* [Exercise]: Without the pictures, set down every line of the data exactly.

* [Recorded information]:
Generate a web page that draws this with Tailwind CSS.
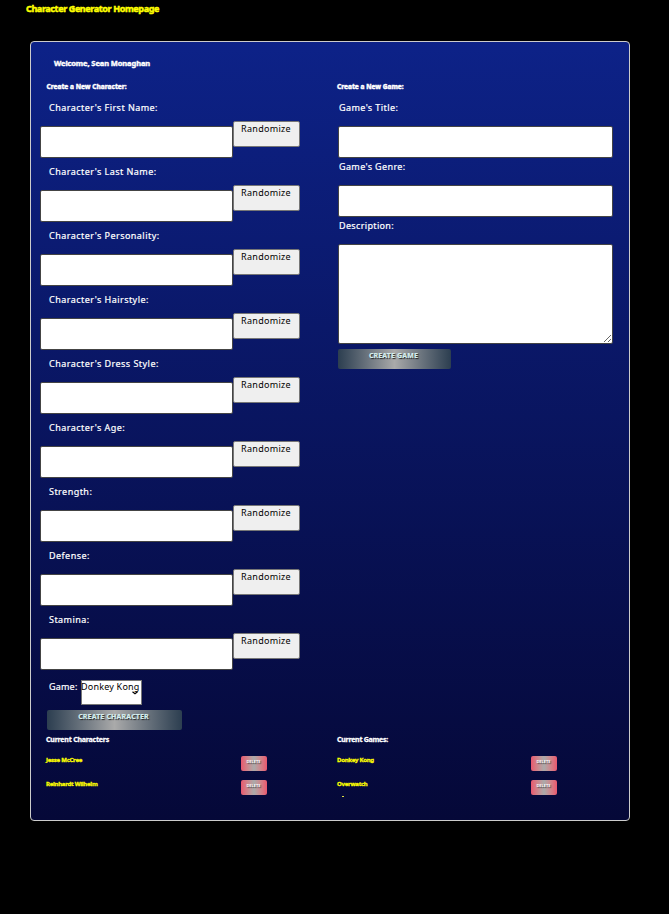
<!DOCTYPE html>
<html lang="en"><head><meta charset="utf-8"><title>Character Generator</title>
<script src="https://cdn.jsdelivr.net/npm/@tailwindcss/browser@4"></script></head>
<body class="bg-black w-[669px] h-[914px] overflow-hidden font-['Noto_Sans',sans-serif] text-white">
<header class="h-[41px] pl-[26px] pt-[2px]"><h1 class="text-[9px] leading-[13px] font-bold tracking-[-0.38px] whitespace-nowrap text-[#ff0] [-webkit-text-stroke:0.5px_#ff0]">Character Generator Homepage</h1></header>
<main class="ml-[30px] w-[600px] h-[780px] rounded border border-[#ccc] bg-linear-to-b from-[#0d2288] to-[#050838] pt-[15px]">
<h2 class="pl-[23px] h-[22px] leading-[12px] text-[7.5px] font-bold tracking-[-0.1px] [-webkit-text-stroke:0.4px_white]">Welcome, Sean Monaghan</h2>
<div class="flex h-[655px]">
<section class="w-[298px]">
<h3 class="pl-[15.5px] pt-[2px] h-[21px] leading-[12px] text-[6.5px] font-extrabold [-webkit-text-stroke:0.4px_white]">Create a New Character:</h3>
<div id="fields"></div>
<div class="flex h-[34px] pl-[18px] pt-[4px]"><label class="w-[32px] text-[9px] leading-[14px] tracking-[0.2px] [-webkit-text-stroke:0.2px_white]">Game:</label><div class="relative w-[61px] h-[25px] border border-[#767676] bg-white text-black text-[9px] leading-[12px] tracking-[0.2px] whitespace-nowrap"><span class="-ml-px">Donkey Kong</span><svg class="absolute left-[50px] top-[10px]" width="6" height="4" viewBox="0 0 6 4"><path d="M.5 .7 3 2.7 5.5 .7" fill="none" stroke="black" stroke-width="1.3"/></svg></div></div>
<button class="block ml-[16px] w-[135px] h-[20px] rounded-[2px] bg-linear-to-r from-[#2c3e50] via-[#aaa] to-[#2c3e50] pb-[6px] pr-[2px] text-[7px] leading-[14px] font-bold tracking-[0.15px] text-[#d5eeee] [-webkit-text-stroke:0.2px_#d5eeee] [text-shadow:1px_1px_1px_#222]">CREATE CHARACTER</button>
</section>
<section class="w-[280px] pl-[9px]">
<h3 class="-ml-[1px] pt-[2px] h-[21px] leading-[12px] text-[6.5px] font-extrabold [-webkit-text-stroke:0.4px_white]">Create a New Game:</h3>
<div class="h-[59px]"><label class="block pl-[1px] pt-px h-[26px] leading-[14px] text-[9px] tracking-[0.42px] [-webkit-text-stroke:0.2px_white]">Game's Title:</label><input class="block w-[275px] h-[32px] rounded-[2px] border border-[#444] bg-white"></div>
<div class="h-[59px]"><label class="block pl-[1px] pt-px h-[26px] leading-[14px] text-[9px] tracking-[0.38px] [-webkit-text-stroke:0.2px_white]">Game's Genre:</label><input class="block w-[275px] h-[32px] rounded-[2px] border border-[#444] bg-white"></div>
<label class="block pl-[1px] pt-px h-[26px] leading-[14px] text-[9px] tracking-[0.35px] [-webkit-text-stroke:0.2px_white]">Description:</label><textarea class="block w-[275px] h-[100px] rounded-[2px] border border-[#444] bg-white"></textarea>
<button class="block mt-[5px] w-[113px] h-[20px] rounded-[2px] bg-linear-to-r from-[#2c3e50] via-[#aaa] to-[#2c3e50] pb-[6px] pr-[2px] text-[7px] leading-[14px] font-bold tracking-[0.15px] text-[#d5eeee] [-webkit-text-stroke:0.2px_#d5eeee] [text-shadow:1px_1px_1px_#222]">CREATE GAME</button>
</section></div>
<div class="flex pl-[15px]">
<section class="w-[291px]"><h3 class="h-[22px] leading-[12px] text-[7px] font-bold tracking-[-0.2px] [-webkit-text-stroke:0.3px_white]">Current Characters</h3><div id="chars" class="pr-0"></div></section>
<section class="w-[280px]"><h3 class="h-[22px] leading-[12px] text-[7px] font-bold tracking-[-0.25px] [-webkit-text-stroke:0.3px_white]">Current Games:</h3><div id="games"></div><div class="ml-[5px] -mt-[8px] w-[2px] h-px bg-[#dd4]"></div></section>
</div>
</main>
<script>
document.getElementById('fields').innerHTML = ["Character's First Name:","Character's Last Name:","Character's Personality:","Character's Hairstyle:","Character's Dress Style:","Character's Age:","Strength:","Defense:","Stamina:"].map(l =>
`<div class="h-[64px] pl-[9px]"><label class="block pl-[9px] pt-px h-[21px] leading-[14px] text-[9px] tracking-[0.46px] [-webkit-text-stroke:0.2px_white]">${l}</label><div class="flex"><input class="block mt-[5px] w-[193px] h-[32px] rounded-[2px] border border-[#444] bg-white"><button class="block w-[67px] h-[26px] rounded-[2px] border border-[#767676] bg-[#efefef] pb-[10px] pr-[1px] text-black text-[9px] leading-[14px] tracking-[0.3px]">Randomize</button></div></div>`).join('');
const list = (id, names, width) => document.getElementById(id).innerHTML = names.map(n =>
`<div class="flex h-[24px]"><a class="${width} -mt-[2px] h-[12px] leading-[12px] text-[6px] font-bold tracking-[-0.25px] text-[#ff0] [-webkit-text-stroke:0.3px_#ff0]">${n}</a><button class="block w-[26px] h-[15px] rounded-[2px] bg-linear-to-r from-[#e8566f] via-[#aaa] to-[#e8566f] pb-[3px] pr-[1px] text-[4px] leading-[12px] font-bold text-white [text-shadow:1px_1px_1px_#444]">DELETE</button></div>`).join('');
list('chars', ['Jesse McCree', 'Reinhardt Wilhelm'], 'w-[195px]');
list('games', ['Donkey Kong', 'Overwatch'], 'w-[194px]');
</script>
</body></html>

* [Solved problem]:
Generate a web page that draws this with Tailwind CSS.
<!DOCTYPE html>
<html lang="en"><head><meta charset="utf-8"><title>Character Generator</title>
<script src="https://cdn.jsdelivr.net/npm/@tailwindcss/browser@4"></script></head>
<body class="bg-black w-[669px] h-[914px] overflow-hidden font-['Noto_Sans',sans-serif] text-white">
<header class="h-[41px] pl-[26px] pt-[2px]"><h1 class="text-[9px] leading-[13px] font-bold tracking-[-0.38px] whitespace-nowrap text-[#ff0] [-webkit-text-stroke:0.5px_#ff0]">Character Generator Homepage</h1></header>
<main class="ml-[30px] w-[600px] h-[780px] rounded border border-[#ccc] bg-linear-to-b from-[#0d2288] to-[#050838] pt-[15px]">
<h2 class="pl-[23px] h-[22px] leading-[12px] text-[7.5px] font-bold tracking-[-0.1px] [-webkit-text-stroke:0.4px_white]">Welcome, Sean Monaghan</h2>
<div class="flex h-[655px]">
<section class="w-[298px]">
<h3 class="pl-[15.5px] pt-[2px] h-[21px] leading-[12px] text-[6.5px] font-extrabold [-webkit-text-stroke:0.4px_white]">Create a New Character:</h3>
<div id="fields"></div>
<div class="flex h-[34px] pl-[18px] pt-[4px]"><label class="w-[32px] text-[9px] leading-[14px] tracking-[0.2px] [-webkit-text-stroke:0.2px_white]">Game:</label><div class="relative w-[61px] h-[25px] border border-[#767676] bg-white text-black text-[9px] leading-[12px] tracking-[0.2px] whitespace-nowrap"><span class="-ml-px">Donkey Kong</span><svg class="absolute left-[50px] top-[10px]" width="6" height="4" viewBox="0 0 6 4"><path d="M.5 .7 3 2.7 5.5 .7" fill="none" stroke="black" stroke-width="1.3"/></svg></div></div>
<button class="block ml-[16px] w-[135px] h-[20px] rounded-[2px] bg-linear-to-r from-[#2c3e50] via-[#aaa] to-[#2c3e50] pb-[6px] pr-[2px] text-[7px] leading-[14px] font-bold tracking-[0.15px] text-[#d5eeee] [-webkit-text-stroke:0.2px_#d5eeee] [text-shadow:1px_1px_1px_#222]">CREATE CHARACTER</button>
</section>
<section class="w-[280px] pl-[9px]">
<h3 class="-ml-[1px] pt-[2px] h-[21px] leading-[12px] text-[6.5px] font-extrabold [-webkit-text-stroke:0.4px_white]">Create a New Game:</h3>
<div class="h-[59px]"><label class="block pl-[1px] pt-px h-[26px] leading-[14px] text-[9px] tracking-[0.42px] [-webkit-text-stroke:0.2px_white]">Game's Title:</label><input class="block w-[275px] h-[32px] rounded-[2px] border border-[#444] bg-white"></div>
<div class="h-[59px]"><label class="block pl-[1px] pt-px h-[26px] leading-[14px] text-[9px] tracking-[0.38px] [-webkit-text-stroke:0.2px_white]">Game's Genre:</label><input class="block w-[275px] h-[32px] rounded-[2px] border border-[#444] bg-white"></div>
<label class="block pl-[1px] pt-px h-[26px] leading-[14px] text-[9px] tracking-[0.35px] [-webkit-text-stroke:0.2px_white]">Description:</label><textarea class="block w-[275px] h-[100px] rounded-[2px] border border-[#444] bg-white"></textarea>
<button class="block mt-[5px] w-[113px] h-[20px] rounded-[2px] bg-linear-to-r from-[#2c3e50] via-[#aaa] to-[#2c3e50] pb-[6px] pr-[2px] text-[7px] leading-[14px] font-bold tracking-[0.15px] text-[#d5eeee] [-webkit-text-stroke:0.2px_#d5eeee] [text-shadow:1px_1px_1px_#222]">CREATE GAME</button>
</section></div>
<div class="flex pl-[15px]">
<section class="w-[291px]"><h3 class="h-[22px] leading-[12px] text-[7px] font-bold tracking-[-0.2px] [-webkit-text-stroke:0.3px_white]">Current Characters</h3><div id="chars" class="pr-0"></div></section>
<section class="w-[280px]"><h3 class="h-[22px] leading-[12px] text-[7px] font-bold tracking-[-0.25px] [-webkit-text-stroke:0.3px_white]">Current Games:</h3><div id="games"></div><div class="ml-[5px] -mt-[8px] w-[2px] h-px bg-[#dd4]"></div></section>
</div>
</main>
<script>
document.getElementById('fields').innerHTML = ["Character's First Name:","Character's Last Name:","Character's Personality:","Character's Hairstyle:","Character's Dress Style:","Character's Age:","Strength:","Defense:","Stamina:"].map(l =>
`<div class="h-[64px] pl-[9px]"><label class="block pl-[9px] pt-px h-[21px] leading-[14px] text-[9px] tracking-[0.46px] [-webkit-text-stroke:0.2px_white]">${l}</label><div class="flex"><input class="block mt-[5px] w-[193px] h-[32px] rounded-[2px] border border-[#444] bg-white"><button class="block w-[67px] h-[26px] rounded-[2px] border border-[#767676] bg-[#efefef] pb-[10px] pr-[1px] text-black text-[9px] leading-[14px] tracking-[0.3px]">Randomize</button></div></div>`).join('');
const list = (id, names, width) => document.getElementById(id).innerHTML = names.map(n =>
`<div class="flex h-[24px]"><a class="${width} -mt-[2px] h-[12px] leading-[12px] text-[6px] font-bold tracking-[-0.25px] text-[#ff0] [-webkit-text-stroke:0.3px_#ff0]">${n}</a><button class="block w-[26px] h-[15px] rounded-[2px] bg-linear-to-r from-[#e8566f] via-[#aaa] to-[#e8566f] pb-[3px] pr-[1px] text-[4px] leading-[12px] font-bold text-white [text-shadow:1px_1px_1px_#444]">DELETE</button></div>`).join('');
list('chars', ['Jesse McCree', 'Reinhardt Wilhelm'], 'w-[195px]');
list('games', ['Donkey Kong', 'Overwatch'], 'w-[194px]');
</script>
</body></html>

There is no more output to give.